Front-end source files
◇ ◇ ◇ ◇

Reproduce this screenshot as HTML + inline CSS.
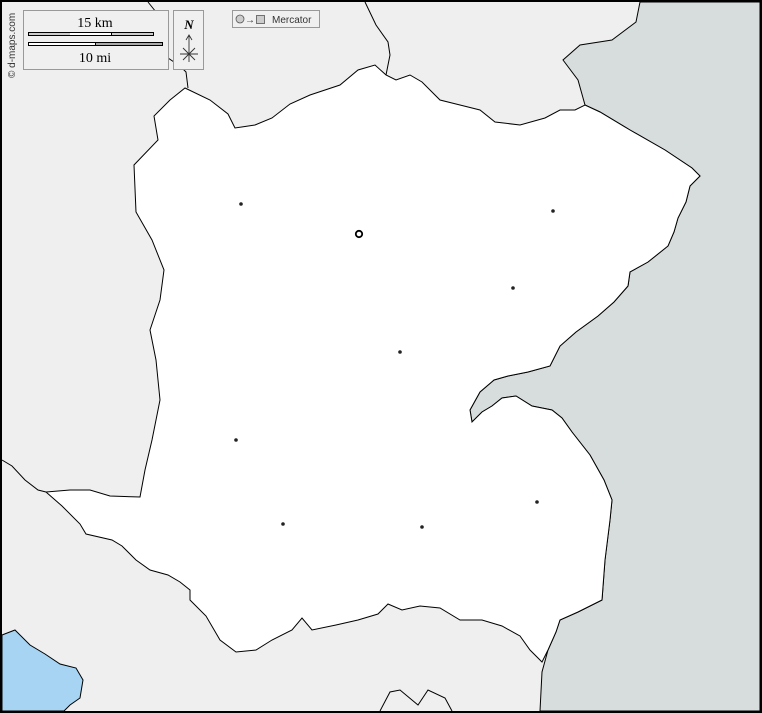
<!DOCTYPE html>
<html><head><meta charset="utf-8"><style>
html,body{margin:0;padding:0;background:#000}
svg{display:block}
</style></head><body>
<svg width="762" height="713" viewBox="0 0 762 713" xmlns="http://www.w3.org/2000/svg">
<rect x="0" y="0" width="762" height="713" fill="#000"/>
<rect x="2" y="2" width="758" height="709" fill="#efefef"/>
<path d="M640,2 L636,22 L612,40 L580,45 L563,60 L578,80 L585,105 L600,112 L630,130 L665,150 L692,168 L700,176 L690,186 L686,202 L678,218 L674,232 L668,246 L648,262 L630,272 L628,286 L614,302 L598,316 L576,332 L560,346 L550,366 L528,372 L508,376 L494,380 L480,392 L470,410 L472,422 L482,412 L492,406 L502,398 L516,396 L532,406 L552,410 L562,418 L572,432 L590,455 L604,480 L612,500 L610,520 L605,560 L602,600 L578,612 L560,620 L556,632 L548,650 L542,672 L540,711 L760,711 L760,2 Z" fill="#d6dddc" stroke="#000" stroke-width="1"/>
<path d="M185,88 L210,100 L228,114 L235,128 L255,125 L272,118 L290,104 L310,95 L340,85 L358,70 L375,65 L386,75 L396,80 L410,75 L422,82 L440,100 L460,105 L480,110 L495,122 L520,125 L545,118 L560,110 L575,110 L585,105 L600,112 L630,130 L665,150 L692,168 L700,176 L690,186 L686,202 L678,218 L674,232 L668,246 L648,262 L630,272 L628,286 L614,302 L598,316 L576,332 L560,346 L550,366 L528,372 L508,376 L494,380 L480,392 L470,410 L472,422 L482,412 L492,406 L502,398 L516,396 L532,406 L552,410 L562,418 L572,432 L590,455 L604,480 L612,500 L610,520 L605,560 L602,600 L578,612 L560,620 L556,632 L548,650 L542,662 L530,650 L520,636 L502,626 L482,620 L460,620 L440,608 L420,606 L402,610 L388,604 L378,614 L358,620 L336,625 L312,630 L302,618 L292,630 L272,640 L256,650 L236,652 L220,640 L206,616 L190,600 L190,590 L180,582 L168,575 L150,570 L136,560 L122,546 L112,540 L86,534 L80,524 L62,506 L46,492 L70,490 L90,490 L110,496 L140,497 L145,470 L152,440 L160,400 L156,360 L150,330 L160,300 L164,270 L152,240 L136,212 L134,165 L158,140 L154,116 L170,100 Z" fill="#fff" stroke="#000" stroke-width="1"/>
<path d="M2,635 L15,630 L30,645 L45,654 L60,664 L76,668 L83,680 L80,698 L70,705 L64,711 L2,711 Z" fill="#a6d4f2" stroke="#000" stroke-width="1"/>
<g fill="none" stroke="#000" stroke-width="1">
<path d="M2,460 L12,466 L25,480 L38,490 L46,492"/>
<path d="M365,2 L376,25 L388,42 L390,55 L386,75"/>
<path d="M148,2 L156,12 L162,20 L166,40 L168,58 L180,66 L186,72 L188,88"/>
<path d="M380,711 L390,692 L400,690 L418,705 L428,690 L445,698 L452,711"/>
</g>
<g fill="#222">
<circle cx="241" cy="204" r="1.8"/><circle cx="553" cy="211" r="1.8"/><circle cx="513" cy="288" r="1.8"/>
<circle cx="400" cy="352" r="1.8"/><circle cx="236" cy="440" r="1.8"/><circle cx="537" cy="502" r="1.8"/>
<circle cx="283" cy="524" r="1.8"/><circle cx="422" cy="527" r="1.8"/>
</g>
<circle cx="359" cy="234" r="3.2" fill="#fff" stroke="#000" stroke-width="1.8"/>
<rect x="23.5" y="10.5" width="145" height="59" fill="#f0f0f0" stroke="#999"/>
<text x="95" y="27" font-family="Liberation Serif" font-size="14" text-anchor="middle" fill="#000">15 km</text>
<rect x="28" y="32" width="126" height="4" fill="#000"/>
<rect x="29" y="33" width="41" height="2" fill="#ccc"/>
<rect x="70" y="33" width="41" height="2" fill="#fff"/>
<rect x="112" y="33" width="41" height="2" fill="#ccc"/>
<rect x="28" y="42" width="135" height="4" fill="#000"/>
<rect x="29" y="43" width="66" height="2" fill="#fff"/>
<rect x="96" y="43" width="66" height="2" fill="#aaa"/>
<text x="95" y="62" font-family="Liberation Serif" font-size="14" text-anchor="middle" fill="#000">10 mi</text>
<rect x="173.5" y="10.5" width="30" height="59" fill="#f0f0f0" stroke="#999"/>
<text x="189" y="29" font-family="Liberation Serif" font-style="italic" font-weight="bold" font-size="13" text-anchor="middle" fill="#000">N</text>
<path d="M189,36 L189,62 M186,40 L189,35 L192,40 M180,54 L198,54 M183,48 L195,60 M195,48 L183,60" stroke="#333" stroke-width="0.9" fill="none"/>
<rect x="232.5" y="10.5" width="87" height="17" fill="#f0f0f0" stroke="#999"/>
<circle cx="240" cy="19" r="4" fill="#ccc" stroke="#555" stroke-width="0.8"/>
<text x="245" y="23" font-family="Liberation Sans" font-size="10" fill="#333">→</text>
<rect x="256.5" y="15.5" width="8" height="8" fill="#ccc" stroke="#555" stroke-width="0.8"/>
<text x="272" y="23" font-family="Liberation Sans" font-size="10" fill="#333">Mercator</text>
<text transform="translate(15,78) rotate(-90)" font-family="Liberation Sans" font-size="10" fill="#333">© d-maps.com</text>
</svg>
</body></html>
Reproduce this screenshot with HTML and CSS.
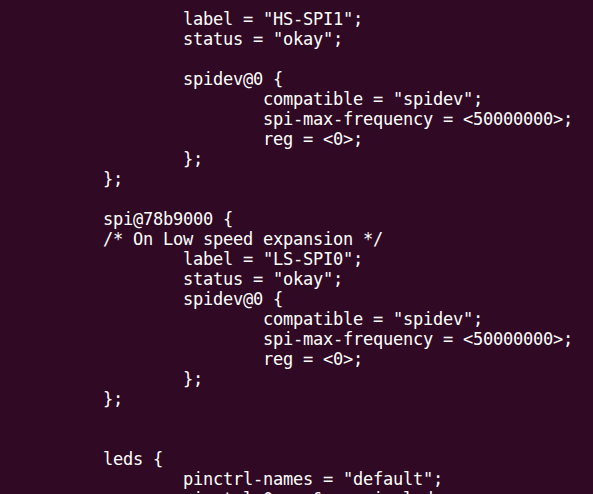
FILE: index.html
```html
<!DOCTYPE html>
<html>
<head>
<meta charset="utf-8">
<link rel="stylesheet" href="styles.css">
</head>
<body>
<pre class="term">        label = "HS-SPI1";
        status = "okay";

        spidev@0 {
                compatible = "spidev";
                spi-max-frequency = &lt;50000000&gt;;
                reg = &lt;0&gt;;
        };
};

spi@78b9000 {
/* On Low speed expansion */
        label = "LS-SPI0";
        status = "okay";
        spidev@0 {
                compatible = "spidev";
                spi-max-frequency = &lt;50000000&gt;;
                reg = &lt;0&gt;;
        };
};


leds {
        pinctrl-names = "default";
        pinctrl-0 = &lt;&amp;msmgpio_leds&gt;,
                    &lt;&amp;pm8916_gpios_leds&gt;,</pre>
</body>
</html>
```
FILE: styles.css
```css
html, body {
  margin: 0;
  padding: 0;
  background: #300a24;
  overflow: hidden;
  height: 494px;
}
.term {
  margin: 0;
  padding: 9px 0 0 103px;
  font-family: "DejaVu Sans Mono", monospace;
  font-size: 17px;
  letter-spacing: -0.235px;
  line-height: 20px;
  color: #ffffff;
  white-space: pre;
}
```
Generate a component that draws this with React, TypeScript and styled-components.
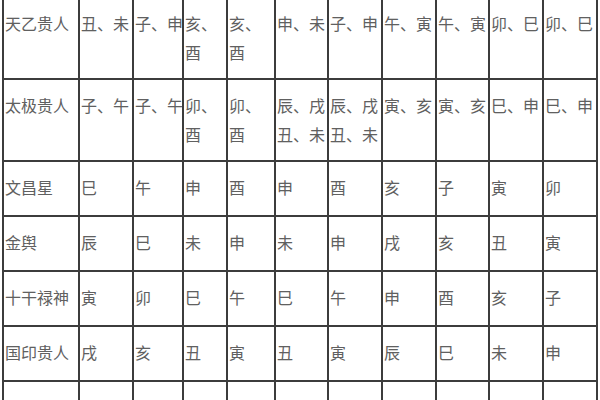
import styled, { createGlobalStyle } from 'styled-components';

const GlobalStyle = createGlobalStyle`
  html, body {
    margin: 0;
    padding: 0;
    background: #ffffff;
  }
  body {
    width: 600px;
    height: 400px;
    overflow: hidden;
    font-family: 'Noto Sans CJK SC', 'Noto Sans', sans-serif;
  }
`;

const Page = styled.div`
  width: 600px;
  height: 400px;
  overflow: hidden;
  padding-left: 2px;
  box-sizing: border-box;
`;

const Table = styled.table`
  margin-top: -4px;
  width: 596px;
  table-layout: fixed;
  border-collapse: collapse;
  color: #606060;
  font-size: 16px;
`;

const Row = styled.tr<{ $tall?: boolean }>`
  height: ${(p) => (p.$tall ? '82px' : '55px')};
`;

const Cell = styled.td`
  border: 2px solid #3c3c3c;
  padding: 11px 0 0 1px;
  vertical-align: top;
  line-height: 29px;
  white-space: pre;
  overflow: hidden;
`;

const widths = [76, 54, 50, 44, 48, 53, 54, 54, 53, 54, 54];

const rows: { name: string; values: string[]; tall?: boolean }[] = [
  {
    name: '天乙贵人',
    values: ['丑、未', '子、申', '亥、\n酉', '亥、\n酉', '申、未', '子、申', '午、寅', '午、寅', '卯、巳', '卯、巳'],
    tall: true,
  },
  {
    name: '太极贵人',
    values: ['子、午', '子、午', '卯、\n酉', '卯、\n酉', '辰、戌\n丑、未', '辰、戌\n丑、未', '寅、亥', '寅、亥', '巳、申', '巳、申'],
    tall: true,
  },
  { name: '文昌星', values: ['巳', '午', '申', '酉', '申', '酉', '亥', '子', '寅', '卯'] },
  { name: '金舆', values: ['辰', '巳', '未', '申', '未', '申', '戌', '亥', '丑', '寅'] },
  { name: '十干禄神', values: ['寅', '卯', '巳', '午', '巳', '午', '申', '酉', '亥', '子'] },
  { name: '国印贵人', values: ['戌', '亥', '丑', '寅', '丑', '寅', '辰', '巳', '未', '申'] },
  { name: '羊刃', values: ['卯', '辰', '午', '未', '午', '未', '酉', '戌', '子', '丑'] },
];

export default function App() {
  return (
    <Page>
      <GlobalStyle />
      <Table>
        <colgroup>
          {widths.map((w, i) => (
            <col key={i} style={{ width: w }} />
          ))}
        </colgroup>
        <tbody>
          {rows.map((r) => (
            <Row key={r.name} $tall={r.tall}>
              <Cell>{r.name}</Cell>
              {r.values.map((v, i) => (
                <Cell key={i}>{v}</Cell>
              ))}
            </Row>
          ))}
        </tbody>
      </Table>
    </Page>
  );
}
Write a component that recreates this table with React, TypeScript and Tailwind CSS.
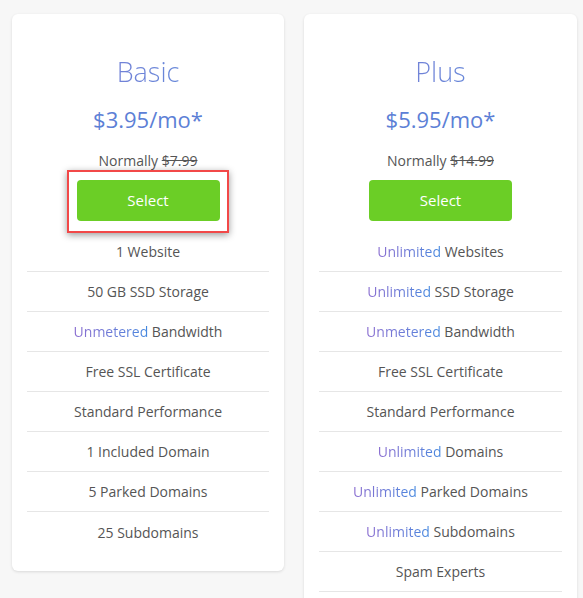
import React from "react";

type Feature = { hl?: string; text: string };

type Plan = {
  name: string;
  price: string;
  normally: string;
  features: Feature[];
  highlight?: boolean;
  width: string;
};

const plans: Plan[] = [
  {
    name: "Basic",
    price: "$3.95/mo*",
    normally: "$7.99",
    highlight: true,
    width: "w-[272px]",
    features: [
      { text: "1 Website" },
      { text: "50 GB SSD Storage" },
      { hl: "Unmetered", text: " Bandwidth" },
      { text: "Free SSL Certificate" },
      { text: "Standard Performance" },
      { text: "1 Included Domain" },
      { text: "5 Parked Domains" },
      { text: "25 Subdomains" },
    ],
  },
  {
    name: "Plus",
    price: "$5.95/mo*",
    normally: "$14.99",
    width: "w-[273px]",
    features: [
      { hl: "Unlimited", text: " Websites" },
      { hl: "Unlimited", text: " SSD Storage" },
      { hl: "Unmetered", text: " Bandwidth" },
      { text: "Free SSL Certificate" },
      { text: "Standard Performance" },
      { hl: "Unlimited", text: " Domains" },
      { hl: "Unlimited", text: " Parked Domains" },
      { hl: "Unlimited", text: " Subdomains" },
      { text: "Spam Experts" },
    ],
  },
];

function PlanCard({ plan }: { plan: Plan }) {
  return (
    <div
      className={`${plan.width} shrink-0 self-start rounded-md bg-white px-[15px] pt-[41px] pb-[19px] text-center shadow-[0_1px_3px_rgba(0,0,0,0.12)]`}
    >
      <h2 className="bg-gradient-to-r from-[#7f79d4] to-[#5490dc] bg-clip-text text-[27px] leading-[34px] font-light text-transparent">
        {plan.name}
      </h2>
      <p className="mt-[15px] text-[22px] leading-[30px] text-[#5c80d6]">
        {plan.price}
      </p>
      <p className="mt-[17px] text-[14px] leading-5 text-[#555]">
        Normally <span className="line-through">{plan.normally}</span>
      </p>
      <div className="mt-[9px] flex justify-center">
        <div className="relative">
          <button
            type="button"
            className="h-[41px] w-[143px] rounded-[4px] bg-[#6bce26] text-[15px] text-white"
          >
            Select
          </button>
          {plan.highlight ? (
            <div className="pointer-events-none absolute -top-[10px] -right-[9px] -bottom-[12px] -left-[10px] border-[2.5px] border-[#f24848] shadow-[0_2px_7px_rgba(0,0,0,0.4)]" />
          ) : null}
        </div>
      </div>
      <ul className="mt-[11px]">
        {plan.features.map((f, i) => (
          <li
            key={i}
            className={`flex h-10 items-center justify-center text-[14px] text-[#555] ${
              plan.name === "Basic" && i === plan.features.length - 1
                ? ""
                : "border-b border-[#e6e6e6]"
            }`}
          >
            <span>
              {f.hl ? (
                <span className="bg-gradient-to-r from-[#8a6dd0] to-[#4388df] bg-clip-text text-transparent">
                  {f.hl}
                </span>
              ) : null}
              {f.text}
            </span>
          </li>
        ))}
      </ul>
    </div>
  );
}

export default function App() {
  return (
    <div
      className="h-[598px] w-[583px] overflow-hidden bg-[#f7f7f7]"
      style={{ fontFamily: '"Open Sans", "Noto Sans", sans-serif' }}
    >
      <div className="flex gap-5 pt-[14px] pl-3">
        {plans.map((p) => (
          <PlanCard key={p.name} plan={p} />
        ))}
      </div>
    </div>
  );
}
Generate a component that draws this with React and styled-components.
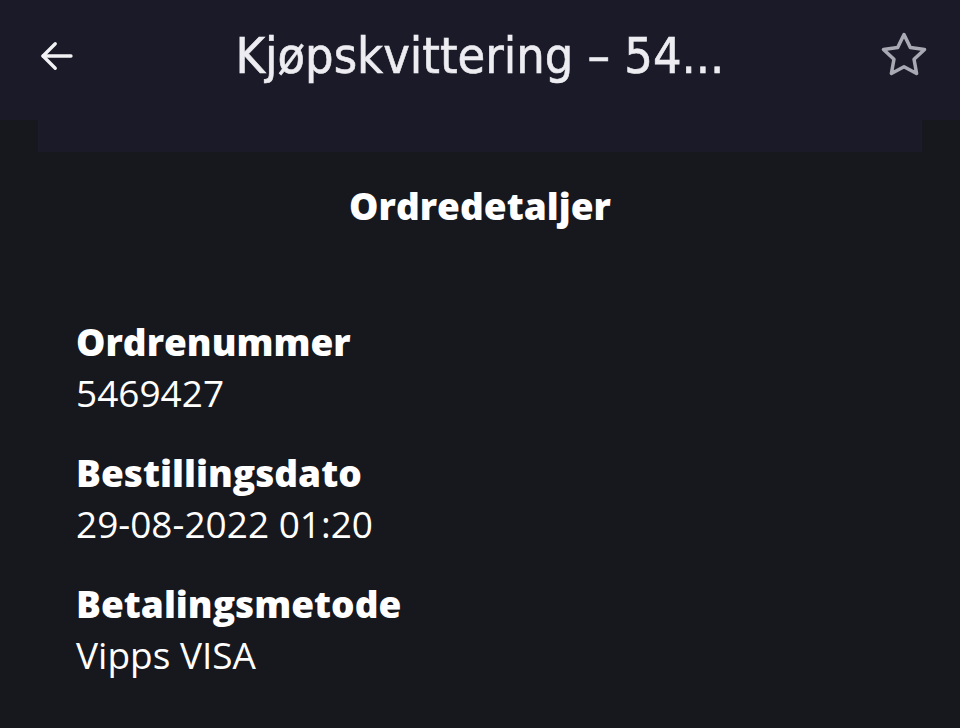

◇ ◇ ◇ ◇

*WHAT YOU HAVE TO DO:* Copy each line of the records containing the string "React".

*WRITTEN REPLY:*
Generate a component that draws this with React, TypeScript and styled-components.
Write a component that recreates this table with React, TypeScript and Tailwind CSS.
import React from "react";
Generate a component that draws this with React and styled-components.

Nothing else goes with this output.